Capitalises on a fear of replaceability
Will leave you feeling undervalued and disrespected
Big input of energy with minimal output
Although public shaming of collaborators, friends, family and sometimes even cartoon pigs, is something that Kanye has become accustomed to, he does pose an interesting question about ownership and creativity:
Can big corporations and brands ever be more than just appropriators of culture? and can we ever truly own our ideas and creative outputs?
Ye says in one of his posts “THIS WAR WASN’T ABOUT MONEY, IT WAS ABOUT CONTROL”
“Control”... Our idea of ownership is intrinsically connected to the idea of control. (++ control = ++ ownership). As we live in a time where decentralisation is at the forefront of public conversation we are constantly challenging the concept of ownership and control of our intellectual property.
Individuals are both giving up ownership (Grimes selling a fragment of her soul, Holly Herndon creating a DAO of her voice, and Ye himself creating a stem player that allows for shared ownership of his music) and taking back control (Britney is finally free and 21 Savage signs a 100% ownership deal with Epic records) reflecting a sense of experimentation and play to find an equilibrium of power.
In this case perhaps the question isn’t how can we truly own our ideas and creative outputs - but how can we reframe our relationship with ownership to exist outside of control.
Gap and Adidas did not only want control over the products created as part of their collaboration, but also any “products under the Yeezy trademarks or Ye’s likeness or any other identifiable attribute feature or indica of Ye (e.g. Donda, Pablo or Jesus Walks)” as mentioned in a summary of restrictions shared by Kanye on instagram.
This level of control becomes a colonisation of Ye’s creativity, again reflecting how little brands like Gaps respect the Black creatives they need so desperately for cultural relevance (cc. Telfar).
Something interesting that came out of Kanye’s frustrations, was that he started to live brainstorm a new Yeezy world. Amplifying “meta guerrilla” tactics on instagram, he asked his peers and followers to help build a new Yeezy paradigm including Yeezy stores, factories and even a campus.
If Kanye is the appropriate leader of a new systemic infrastructure is arguable, but in a way he broke down the “3rd wall” between audience and brand - dismantling a system which often takes from the cultures it profits off.
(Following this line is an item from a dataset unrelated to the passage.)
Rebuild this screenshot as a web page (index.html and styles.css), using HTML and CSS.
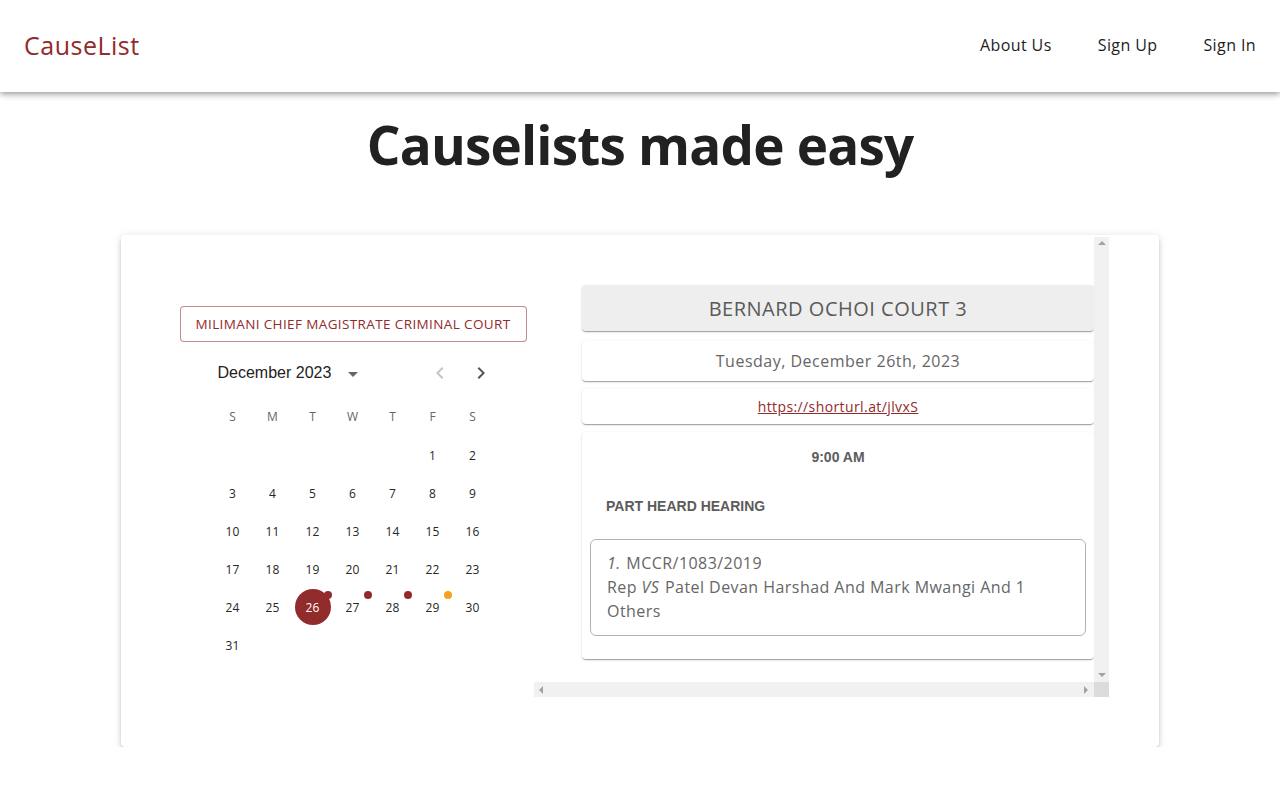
FILE: index.html
```html
<!DOCTYPE html>
<html lang="en">
<head>
<meta charset="utf-8">
<title>CauseList</title>
<link rel="stylesheet" href="styles.css">
</head>
<body>
<header class="appbar">
  <div class="logo">CauseList</div>
  <nav class="nav">
    <a class="nav-link">About Us</a>
    <a class="nav-link">Sign Up</a>
    <a class="nav-link">Sign In</a>
  </nav>
</header>

<main class="main">
  <h1 class="headline">Causelists made easy</h1>

  <section class="card">
    <div class="left-col">
      <button class="court-btn">MILIMANI CHIEF MAGISTRATE CRIMINAL COURT</button>

      <div class="calendar">
        <div class="cal-header">
          <span class="cal-label">December 2023</span>
          <svg class="caret" viewBox="0 0 24 24" width="24" height="24"><path d="M7 10l5 5 5-5z"/></svg>
          <span class="cal-nav">
            <svg class="chev chev-disabled" viewBox="0 0 24 24" width="24" height="24"><path d="M15.41 7.41 14 6l-6 6 6 6 1.41-1.41L10.83 12z"/></svg>
            <svg class="chev" viewBox="0 0 24 24" width="24" height="24"><path d="M10 6 8.59 7.41 13.17 12l-4.58 4.59L10 18l6-6z"/></svg>
          </span>
        </div>
        <div class="cal-grid">
          <span class="wd">S</span><span class="wd">M</span><span class="wd">T</span><span class="wd">W</span><span class="wd">T</span><span class="wd">F</span><span class="wd">S</span>

          <span class="day empty"></span><span class="day empty"></span><span class="day empty"></span><span class="day empty"></span><span class="day empty"></span>
          <span class="day"><span class="num">1</span></span>
          <span class="day"><span class="num">2</span></span>

          <span class="day"><span class="num">3</span></span>
          <span class="day"><span class="num">4</span></span>
          <span class="day"><span class="num">5</span></span>
          <span class="day"><span class="num">6</span></span>
          <span class="day"><span class="num">7</span></span>
          <span class="day"><span class="num">8</span></span>
          <span class="day"><span class="num">9</span></span>

          <span class="day"><span class="num">10</span></span>
          <span class="day"><span class="num">11</span></span>
          <span class="day"><span class="num">12</span></span>
          <span class="day"><span class="num">13</span></span>
          <span class="day"><span class="num">14</span></span>
          <span class="day"><span class="num">15</span></span>
          <span class="day"><span class="num">16</span></span>

          <span class="day"><span class="num">17</span></span>
          <span class="day"><span class="num">18</span></span>
          <span class="day"><span class="num">19</span></span>
          <span class="day"><span class="num">20</span></span>
          <span class="day"><span class="num">21</span></span>
          <span class="day"><span class="num">22</span></span>
          <span class="day"><span class="num">23</span></span>

          <span class="day"><span class="num">24</span></span>
          <span class="day"><span class="num">25</span></span>
          <span class="day"><span class="num selected">26</span><span class="dot"></span></span>
          <span class="day"><span class="num">27</span><span class="dot"></span></span>
          <span class="day"><span class="num">28</span><span class="dot"></span></span>
          <span class="day"><span class="num">29</span><span class="dot dot-orange"></span></span>
          <span class="day"><span class="num">30</span></span>

          <span class="day"><span class="num">31</span></span>
        </div>
      </div>
    </div>

    <div class="right-col">
      <div class="scroll-view">
        <div class="panel court-title">BERNARD OCHOI COURT 3</div>
        <div class="panel date-panel">Tuesday, December 26th, 2023</div>
        <div class="panel link-panel"><a class="link">https://shorturl.at/jlvxS</a></div>
        <div class="panel hearing">
          <div class="time">9:00 AM</div>
          <div class="hearing-type">PART HEARD HEARING</div>
          <div class="case">
            <div><em>1.</em> MCCR/1083/2019</div>
            <div>Rep <em>VS</em> Patel Devan Harshad And Mark Mwangi And 1<br>Others</div>
          </div>
        </div>
      </div>
      <div class="vbar">
        <span class="arr arr-up"></span>
        <span class="arr arr-down"></span>
      </div>
      <div class="hbar">
        <span class="arr arr-left"></span>
        <span class="arr arr-right"></span>
      </div>
      <div class="corner"></div>
    </div>
  </section>
</main>
</body>
</html>
```

FILE: styles.css
```css
* { box-sizing: border-box; }

body {
  margin: 0;
  background: #fff;
  font-family: "Open Sans", "Noto Sans", sans-serif;
  color: #222;
}

.appbar {
  height: 92px;
  display: flex;
  align-items: center;
  justify-content: space-between;
  padding: 0 24px;
  background: #fff;
  box-shadow: 0 2px 4px -1px rgba(0,0,0,0.2), 0 4px 5px 0 rgba(0,0,0,0.14), 0 1px 10px 0 rgba(0,0,0,0.12);
  position: relative;
  z-index: 2;
}

.logo {
  font-size: 25px;
  color: #922b2b;
  letter-spacing: 0.5px;
  margin-top: -2px;
}

.nav {
  display: flex;
  gap: 46px;
  margin-top: -2px;
}

.nav-link {
  font-size: 16px;
  color: #1d1d1d;
  letter-spacing: 0.4px;
  cursor: pointer;
}

.main {
  display: flex;
  flex-direction: column;
  align-items: center;
}

.headline {
  margin: 16px 0 0;
  height: 127px;
  font-size: 53px;
  line-height: 74px;
  font-weight: 700;
  color: #212121;
  letter-spacing: -0.8px;
}

.card {
  width: 1038px;
  height: 512px;
  background: #fff;
  border-radius: 4px;
  box-shadow: 0 3px 3px -2px rgba(0,0,0,0.2), 0 3px 4px 0 rgba(0,0,0,0.14), 0 1px 8px 0 rgba(0,0,0,0.12);
  padding: 2px 50px 50px;
  display: flex;
}

.left-col {
  width: 363px;
  padding-top: 69px;
  display: flex;
  flex-direction: column;
  align-items: center;
}

.court-btn {
  width: 347px;
  height: 36px;
  margin-left: 1px;
  border: 1px solid rgba(146,43,43,0.55);
  border-radius: 4px;
  background: #fff;
  color: #922b2b;
  font-family: "Open Sans", sans-serif;
  font-size: 13.5px;
  font-weight: 500;
  letter-spacing: 0.38px;
  padding: 0;
}

.calendar {
  width: 320px;
  margin-top: 14px;
}

.cal-header {
  height: 32px;
  display: flex;
  align-items: center;
  padding-left: 25px;
  padding-right: 20px;
}

.cal-label {
  font-family: "Liberation Sans", Arial, sans-serif;
  font-size: 16px;
  color: #222;
  margin-top: 1px;
}

.caret {
  fill: #666;
  margin-left: 10px;
  margin-top: 3px;
}

.cal-nav {
  margin-left: auto;
  display: flex;
  gap: 17px;
  margin-top: 2px;
}

.chev { fill: #555; }
.chev-disabled { fill: #c4c4c4; }

.cal-grid {
  margin-top: 8px;
  padding: 0 20px;
  display: grid;
  grid-template-columns: repeat(7, 40px);
  grid-auto-rows: 38px;
  grid-template-rows: 40px;
}

.wd {
  display: flex;
  align-items: center;
  justify-content: center;
  font-size: 12px;
  color: #666;
}

.day {
  position: relative;
  display: flex;
  align-items: center;
  justify-content: center;
}

.num {
  width: 36px;
  height: 36px;
  border-radius: 50%;
  display: flex;
  align-items: center;
  justify-content: center;
  font-size: 12px;
  color: #262626;
  letter-spacing: 0.2px;
}

.num.selected {
  background: #922b2b;
  color: #fff;
  font-weight: 500;
}

.dot {
  position: absolute;
  left: 31px;
  top: 3px;
  width: 8px;
  height: 8px;
  border-radius: 50%;
  background: #922b2b;
}

.dot-orange { background: #f5a21e; }

.right-col {
  width: 575px;
  height: 460px;
  display: grid;
  grid-template-columns: 560px 15px;
  grid-template-rows: 445px 15px;
}

.scroll-view {
  padding: 48px 0 0 48px;
  display: flex;
  flex-direction: column;
  gap: 8px;
}

.panel {
  background: #fff;
  border-radius: 4px;
  box-shadow: 0 2px 1px -1px rgba(0,0,0,0.2), 0 1px 1px 0 rgba(0,0,0,0.14), 0 1px 3px 0 rgba(0,0,0,0.12);
}

.court-title {
  height: 46px;
  background: #eeeeee;
  display: flex;
  align-items: center;
  justify-content: center;
  font-size: 20px;
  color: #5a5a5a;
  letter-spacing: 0.5px;
  margin-bottom: 2px;
}

.date-panel {
  height: 40px;
  display: flex;
  align-items: center;
  justify-content: center;
  font-size: 16px;
  color: #666;
  letter-spacing: 0.5px;
}

.link-panel {
  height: 35px;
  display: flex;
  align-items: center;
  justify-content: center;
}

.link {
  font-size: 14px;
  color: #922b2b;
  text-decoration: underline;
  letter-spacing: 0.4px;
  cursor: pointer;
}

.hearing {
  height: 227px;
  padding: 0 8px;
}

.time {
  font-family: "Liberation Sans", Arial, sans-serif;
  font-weight: 700;
  font-size: 14px;
  color: #5c5c5c;
  text-align: center;
  padding-top: 17px;
  line-height: 16px;
}

.hearing-type {
  font-family: "Liberation Sans", Arial, sans-serif;
  font-weight: 700;
  font-size: 14px;
  color: #5c5c5c;
  line-height: 16px;
  margin-top: 33px;
  padding-left: 16px;
}

.case {
  margin-top: 25px;
  height: 97px;
  border: 1px solid #b3b3b3;
  border-radius: 6px;
  padding: 11px 16px 0 16px;
  font-size: 16px;
  line-height: 24px;
  color: #666;
  letter-spacing: 0.45px;
}

.case em {
  font-style: italic;
  padding-right: 1px;
}

.vbar {
  background: #f1f1f1;
  display: flex;
  flex-direction: column;
  align-items: center;
  justify-content: space-between;
  padding: 4px 0 5px;
}

.hbar {
  background: #f1f1f1;
  display: flex;
  align-items: center;
  justify-content: space-between;
  padding: 0 6px 0 5px;
}

.corner { background: #dcdcdc; }

.arr {
  width: 0;
  height: 0;
  border-style: solid;
}

.arr-up { border-width: 0 4px 4px 4px; border-color: transparent transparent #a3a3a3 transparent; }
.arr-down { border-width: 4px 4px 0 4px; border-color: #a3a3a3 transparent transparent transparent; }
.arr-left { border-width: 4px 4px 4px 0; border-color: transparent #a3a3a3 transparent transparent; }
.arr-right { border-width: 4px 0 4px 4px; border-color: transparent transparent transparent #a3a3a3; }
```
Furthermore, he did it right before our eyes.
He took back control by giving up control … maybe something interesting that brands can learn from?
In an interview with Bloomberg where Kanye said “It’s fine. I made the company's money. The companies made me money. We created ideas that will change apparel forever. Like the round jacket, the foam runner, the slides that have changed the shoe industry. Now it’s time for Ye to make the new industry. No more companies standing in between me and the audience.”
What Kanye and so many creatives have always been asking for is agency. Agency to create on their terms. Freedom to express themselves with access to the resources they need. They are looking for people to invest in them and the growth of their ideas. Creatives and collaborators today - from grads to grammy award winners - are looking for more than just a platform. They are looking for a new type of collaboration that offers mutual energy and results in a long term way.
But the filter of control is what I think is holding both brands and individuals back.
The next generation are yearning for a more socialistic and collective approach to creation (see our newsletter on anti-capitalist youth), they are looking to actively participate in the brands they consume. So when Kanye says, “It’s time for Ye to make the new industry” - that’s where he plays corporate America at their own game. In order to succeed it needs to be less about “Ye” and more about challenging the top down approach and creating a “new industry” collaboratively, incubating creativity and prioritising an authentic relationship with consumers.
In order to do this we have to reimagine the role of our audience - opening up internal systems and being less precious with brands.
There is a great quote that I always come back to from Marc Jacobs where he explains how he started Heaven with Ava Niuri:
“I’m very much someone who believes in collaboration in the true sense of the word. I know that that’s what it takes for something to have authenticity and credibility, to allow different people their voice and their vision. I act in some way as a director or an editor or just as a collaborator.”
He goes on to say…
“Karl Lagerfeld once said – and again, I’ll probably misquote this – you need to disrespect something to move forward. When I collaborated with Stephen Sprouse, one of my challenges was to make the [Louis Vuitton] monogram fresh again. I felt the only way we could do that was by disrespecting it and defacing it … I think that’s how you make something genuine. For a good, healthy amount of disrespect, there has to be admiration.”
This energy of being less precious and letting go of control is what I believe to be the key to Heaven’s success. The brand is a curation of Marc and Ava’s interests, creating a world that encourages inspiration and allows for collaborators to interpret its possibilities.
The next stage will be brands breaking down the 3rd wall, not just to collaborators but to consumers too. 75% of early adopters said they are likely to support a brand if the interaction lasts beyond the product and into personal development (source: CogDis’ report Manifesting Utopia), highlighting a need for a more emotional and active role in the brands that they consume.
In conclusion, brands will need to relook their internal systems and the limitations for consumer participation, finding ways to invite their communities (from grads to celebrity status) to fuck with their brands and actively participate in its future.
Sound scary? However the real payout is:
Consumer trust
Consumer loyalty
Unlimited creative energy
Memories and associations to your brand
Four things that money can’t buy. So go on brands! Be brave and reap the rewards!